There were a few sold in Israel when they were new and if I’m not totally mistaken, they were used by the administration to chauffer around top politicians; I would not discount the possibility there are more hibernating somewhere.
Wow. 72 Ranchero or blue Innocenti for me. Decisions, decisions…
Just a note on the ’73 big bumper 144. My father bought a big-bumper 145 in Australia, which was not subject to US legislation (they were actually CKD here). My understanding is that the big-bumpers on the last year of the 140 series was the same specification around the world.
This might be so, I don’t know. But still, the license plate doesn’t lie…
I think it may have been. I remember some of these cowcatcher Volvos here in Iceland, and they were all European spec.
The just coming out S90 was very sharp. Must be cool to have the only one in the country.
Well, after all he IS the head honcho (in Israel).
Always liked the big Mustangs. The red on above looks very sharp!!????
That last 144 looks exactly like one that I saw in Stockholm several years ago: mustard yellow, missing its front bumper, rough paint, but with modern wheels and a free flowing exhaust indicating engine enhancements. Maybe they are an emerging underground trend?

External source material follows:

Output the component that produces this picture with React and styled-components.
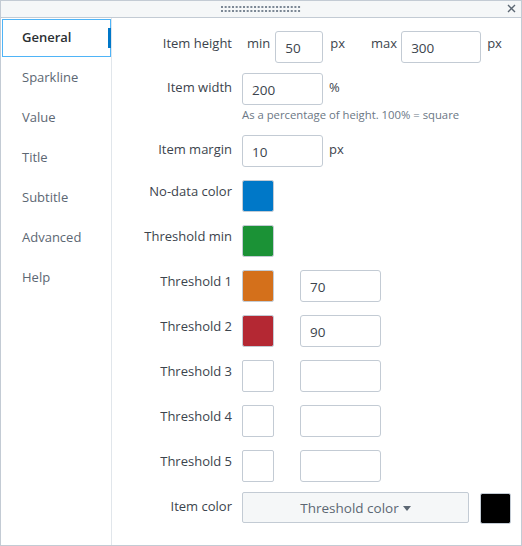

The “Ferrari” sticker, by the way, is actually a popular parody with a prancing moose replacing Ferrari’s horse, which takes the car’s tongue in cheek Swedish themes even further.
Right you are! it’s indeed a moose, I’ve enlarged the photo:
Here’s a slightly larger view of a “Prancing Moose” logo.
I love it ! .
Merkel was telling me Thursday evening that IPD used to sell these stickers =8-) .
Nice and very varied array of cars!
I for one am awaiting your article on Sussitas with baited breath. Ever since I’ve discovered these existed, I’ve been intrigued. But there’s not much info out there…
Weren´t they called “Rom Carmel” at some point?
I believe you are correct. And they looked a lot less pretty by then too.
And look-ey here, I found a photo of some of these Carmels by Yohai on the interwebs…
Yep, through ownership changes, the name changed from “Autocars Susita _” (where _ represents model numbers) to “Rom Carmel 1300/1301”.
In the photo you can see a late Sixties Susita 12, next to which is one of the last Rom Carmel 1301 from 1981.
An eclectic blend of vehicles, to say the least. And, as usual your photography is excellent. Thanks for posting!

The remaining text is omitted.